>>>
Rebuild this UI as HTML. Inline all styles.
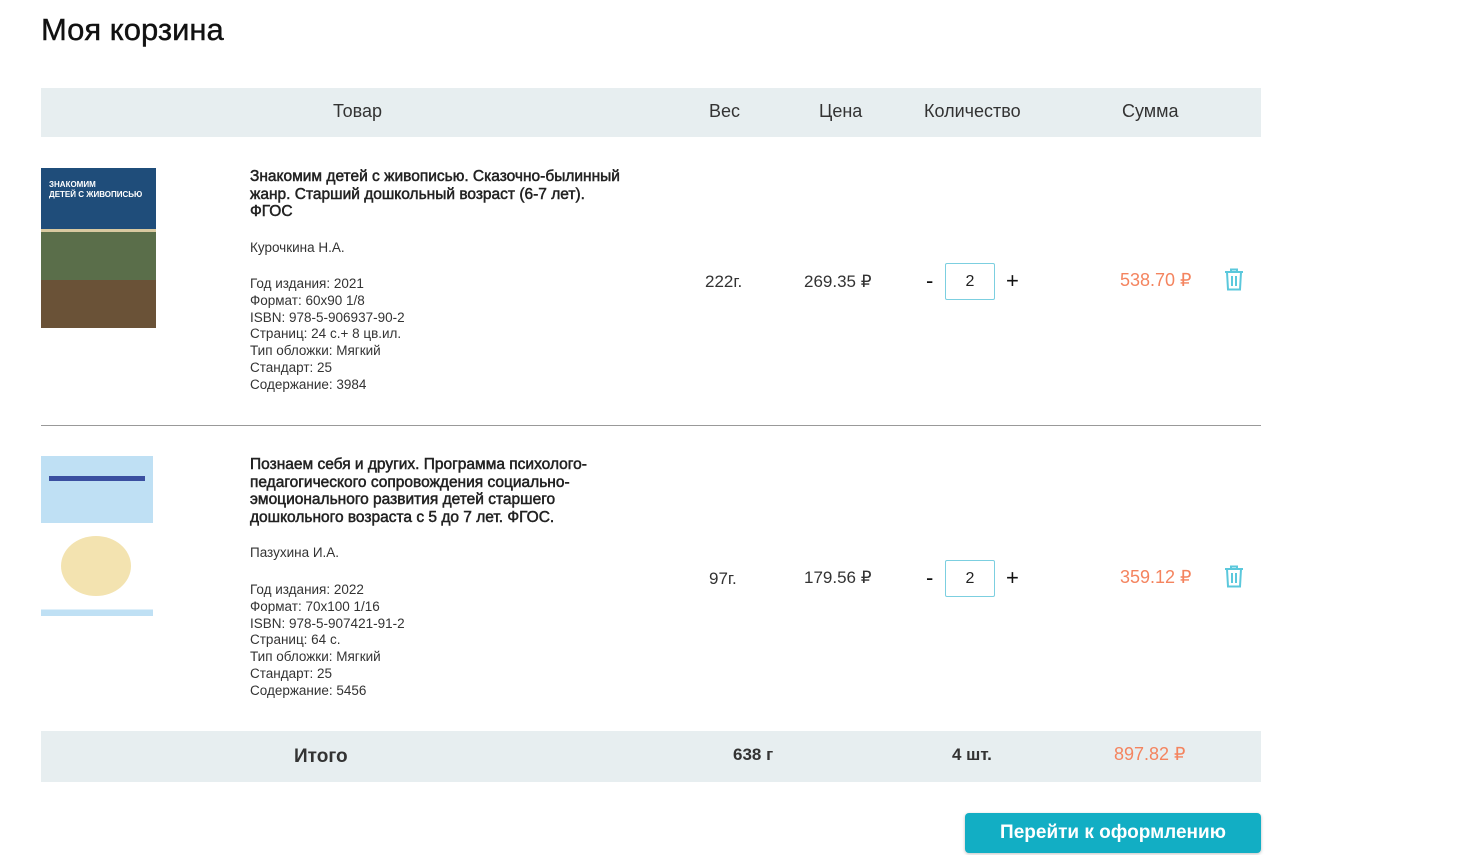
<!DOCTYPE html>
<html><head><meta charset="utf-8"><style>
body{margin:0;background:#fff;font-family:"Liberation Sans",sans-serif;color:#222;width:1461px;height:855px;position:relative;overflow:hidden}
.a{position:absolute;white-space:nowrap}
h1{position:absolute;left:41px;top:12px;margin:0;font-size:31px;font-weight:normal;color:#111;-webkit-text-stroke:0.4px #111}
.band{position:absolute;left:41px;width:1220px;background:#e7eef0}
.hd{font-size:18px;color:#333;top:101px}
.t{font-size:15.5px;font-weight:normal;-webkit-text-stroke:0.5px #222;line-height:17.5px;color:#222}
.d{font-size:13.5px;line-height:16.8px;color:#333;white-space:nowrap}
.num{font-size:17px;color:#333}
.sum{font-size:18px;color:#f4845f}
.box{position:absolute;width:50px;height:37px;border:1px solid #7ccfe0;border-radius:2px;box-sizing:border-box;text-align:center;line-height:35px;font-size:16px}
.pm{font-size:22px;color:#111}
</style></head><body>
<h1>Моя корзина</h1>
<div class="band" style="top:88px;height:49px"></div>
<div class="a hd" style="left:333px">Товар</div>
<div class="a hd" style="left:709px">Вес</div>
<div class="a hd" style="left:819px">Цена</div>
<div class="a hd" style="left:924px">Количество</div>
<div class="a hd" style="left:1122px">Сумма</div>

<div class="a" style="left:41px;top:168px;width:115px;height:160px;background:linear-gradient(#1f4d7a 0 38%,#d8c9a0 38% 40%,#5a6e4a 40% 70%,#6a5237 70%)"><div style="color:#fff;font-size:8px;font-weight:bold;padding:12px 8px;line-height:10px">ЗНАКОМИМ<br>ДЕТЕЙ С ЖИВОПИСЬЮ</div></div>
<div class="a t" style="left:250px;top:168px">Знакомим детей с живописью. Сказочно-былинный<br>жанр. Старший дошкольный возраст (6-7 лет).<br>ФГОС</div>
<div class="a d" style="left:250px;top:240px">Курочкина Н.А.</div>
<div class="a d" style="left:250px;top:276px">Год издания: 2021<br>Формат: 60x90 1/8<br>ISBN: 978-5-906937-90-2<br>Страниц: 24 с.+ 8 цв.ил.<br>Тип обложки: Мягкий<br>Стандарт: 25<br>Содержание: 3984</div>
<div class="a num" style="left:705px;top:272px">222г.</div>
<div class="a num" style="left:804px;top:272px">269.35 ₽</div>
<div class="a pm" style="left:926px;top:268px">-</div>
<div class="box" style="left:945px;top:263px">2</div>
<div class="a pm" style="left:1006px;top:268px">+</div>
<div class="a sum" style="left:1120px;top:270px">538.70 ₽</div>
<svg class="a" style="left:1224px;top:268px" width="20" height="23" viewBox="0 0 20 23" fill="none" stroke="#5bc8dc" stroke-width="2"><path d="M1 4h18M7 4V1.5h6V4M3 4l1 17.5h12L17 4M8 8v10M12 8v10"/></svg>

<div class="a" style="left:41px;top:425px;width:1220px;height:1px;background:#999"></div>

<div class="a" style="left:41px;top:456px;width:112px;height:160px;background:linear-gradient(#bfe0f4 0 42%,#fff 42% 96%,#bfe0f4 96%)"><div style="margin:20px 8px;height:5px;background:#3a4fa0"></div><div style="position:absolute;left:20px;top:80px;width:70px;height:60px;border-radius:50%;background:#f3e3b0"></div></div>
<div class="a t" style="left:250px;top:456px">Познаем себя и других. Программа психолого-<br>педагогического сопровождения социально-<br>эмоционального развития детей старшего<br>дошкольного возраста с 5 до 7 лет. ФГОС.</div>
<div class="a d" style="left:250px;top:545px">Пазухина И.А.</div>
<div class="a d" style="left:250px;top:582px">Год издания: 2022<br>Формат: 70x100 1/16<br>ISBN: 978-5-907421-91-2<br>Страниц: 64 с.<br>Тип обложки: Мягкий<br>Стандарт: 25<br>Содержание: 5456</div>
<div class="a num" style="left:709px;top:569px">97г.</div>
<div class="a num" style="left:804px;top:568px">179.56 ₽</div>
<div class="a pm" style="left:926px;top:565px">-</div>
<div class="box" style="left:945px;top:560px">2</div>
<div class="a pm" style="left:1006px;top:565px">+</div>
<div class="a sum" style="left:1120px;top:567px">359.12 ₽</div>
<svg class="a" style="left:1224px;top:565px" width="20" height="23" viewBox="0 0 20 23" fill="none" stroke="#5bc8dc" stroke-width="2"><path d="M1 4h18M7 4V1.5h6V4M3 4l1 17.5h12L17 4M8 8v10M12 8v10"/></svg>

<div class="band" style="top:731px;height:51px"></div>
<div class="a" style="left:294px;top:746px;font-size:19px;font-weight:bold;color:#333">Итого</div>
<div class="a" style="left:733px;top:745px;font-size:17px;font-weight:bold;color:#333">638 г</div>
<div class="a" style="left:952px;top:745px;font-size:17px;font-weight:bold;color:#333">4 шт.</div>
<div class="a sum" style="left:1114px;top:744px">897.82 ₽</div>
<div class="a" style="left:965px;top:813px;width:296px;height:40px;background:#12aec4;border-radius:4px;color:#fff;font-weight:bold;font-size:19px;text-align:center;line-height:40px;box-shadow:0 1px 3px rgba(0,0,0,.25)">Перейти к оформлению</div>
</body></html>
<<<
:: Stated problem ::
Repeat the data above exactly, but not the pictures.

:: Task solution ::
Rebuild this UI as HTML. Inline all styles.
<!DOCTYPE html>
<html><head><meta charset="utf-8"><style>
body{margin:0;background:#fff;font-family:"Liberation Sans",sans-serif;color:#222;width:1461px;height:855px;position:relative;overflow:hidden}
.a{position:absolute;white-space:nowrap}
h1{position:absolute;left:41px;top:12px;margin:0;font-size:31px;font-weight:normal;color:#111;-webkit-text-stroke:0.4px #111}
.band{position:absolute;left:41px;width:1220px;background:#e7eef0}
.hd{font-size:18px;color:#333;top:101px}
.t{font-size:15.5px;font-weight:normal;-webkit-text-stroke:0.5px #222;line-height:17.5px;color:#222}
.d{font-size:13.5px;line-height:16.8px;color:#333;white-space:nowrap}
.num{font-size:17px;color:#333}
.sum{font-size:18px;color:#f4845f}
.box{position:absolute;width:50px;height:37px;border:1px solid #7ccfe0;border-radius:2px;box-sizing:border-box;text-align:center;line-height:35px;font-size:16px}
.pm{font-size:22px;color:#111}
</style></head><body>
<h1>Моя корзина</h1>
<div class="band" style="top:88px;height:49px"></div>
<div class="a hd" style="left:333px">Товар</div>
<div class="a hd" style="left:709px">Вес</div>
<div class="a hd" style="left:819px">Цена</div>
<div class="a hd" style="left:924px">Количество</div>
<div class="a hd" style="left:1122px">Сумма</div>

<div class="a" style="left:41px;top:168px;width:115px;height:160px;background:linear-gradient(#1f4d7a 0 38%,#d8c9a0 38% 40%,#5a6e4a 40% 70%,#6a5237 70%)"><div style="color:#fff;font-size:8px;font-weight:bold;padding:12px 8px;line-height:10px">ЗНАКОМИМ<br>ДЕТЕЙ С ЖИВОПИСЬЮ</div></div>
<div class="a t" style="left:250px;top:168px">Знакомим детей с живописью. Сказочно-былинный<br>жанр. Старший дошкольный возраст (6-7 лет).<br>ФГОС</div>
<div class="a d" style="left:250px;top:240px">Курочкина Н.А.</div>
<div class="a d" style="left:250px;top:276px">Год издания: 2021<br>Формат: 60x90 1/8<br>ISBN: 978-5-906937-90-2<br>Страниц: 24 с.+ 8 цв.ил.<br>Тип обложки: Мягкий<br>Стандарт: 25<br>Содержание: 3984</div>
<div class="a num" style="left:705px;top:272px">222г.</div>
<div class="a num" style="left:804px;top:272px">269.35 ₽</div>
<div class="a pm" style="left:926px;top:268px">-</div>
<div class="box" style="left:945px;top:263px">2</div>
<div class="a pm" style="left:1006px;top:268px">+</div>
<div class="a sum" style="left:1120px;top:270px">538.70 ₽</div>
<svg class="a" style="left:1224px;top:268px" width="20" height="23" viewBox="0 0 20 23" fill="none" stroke="#5bc8dc" stroke-width="2"><path d="M1 4h18M7 4V1.5h6V4M3 4l1 17.5h12L17 4M8 8v10M12 8v10"/></svg>

<div class="a" style="left:41px;top:425px;width:1220px;height:1px;background:#999"></div>

<div class="a" style="left:41px;top:456px;width:112px;height:160px;background:linear-gradient(#bfe0f4 0 42%,#fff 42% 96%,#bfe0f4 96%)"><div style="margin:20px 8px;height:5px;background:#3a4fa0"></div><div style="position:absolute;left:20px;top:80px;width:70px;height:60px;border-radius:50%;background:#f3e3b0"></div></div>
<div class="a t" style="left:250px;top:456px">Познаем себя и других. Программа психолого-<br>педагогического сопровождения социально-<br>эмоционального развития детей старшего<br>дошкольного возраста с 5 до 7 лет. ФГОС.</div>
<div class="a d" style="left:250px;top:545px">Пазухина И.А.</div>
<div class="a d" style="left:250px;top:582px">Год издания: 2022<br>Формат: 70x100 1/16<br>ISBN: 978-5-907421-91-2<br>Страниц: 64 с.<br>Тип обложки: Мягкий<br>Стандарт: 25<br>Содержание: 5456</div>
<div class="a num" style="left:709px;top:569px">97г.</div>
<div class="a num" style="left:804px;top:568px">179.56 ₽</div>
<div class="a pm" style="left:926px;top:565px">-</div>
<div class="box" style="left:945px;top:560px">2</div>
<div class="a pm" style="left:1006px;top:565px">+</div>
<div class="a sum" style="left:1120px;top:567px">359.12 ₽</div>
<svg class="a" style="left:1224px;top:565px" width="20" height="23" viewBox="0 0 20 23" fill="none" stroke="#5bc8dc" stroke-width="2"><path d="M1 4h18M7 4V1.5h6V4M3 4l1 17.5h12L17 4M8 8v10M12 8v10"/></svg>

<div class="band" style="top:731px;height:51px"></div>
<div class="a" style="left:294px;top:746px;font-size:19px;font-weight:bold;color:#333">Итого</div>
<div class="a" style="left:733px;top:745px;font-size:17px;font-weight:bold;color:#333">638 г</div>
<div class="a" style="left:952px;top:745px;font-size:17px;font-weight:bold;color:#333">4 шт.</div>
<div class="a sum" style="left:1114px;top:744px">897.82 ₽</div>
<div class="a" style="left:965px;top:813px;width:296px;height:40px;background:#12aec4;border-radius:4px;color:#fff;font-weight:bold;font-size:19px;text-align:center;line-height:40px;box-shadow:0 1px 3px rgba(0,0,0,.25)">Перейти к оформлению</div>
</body></html>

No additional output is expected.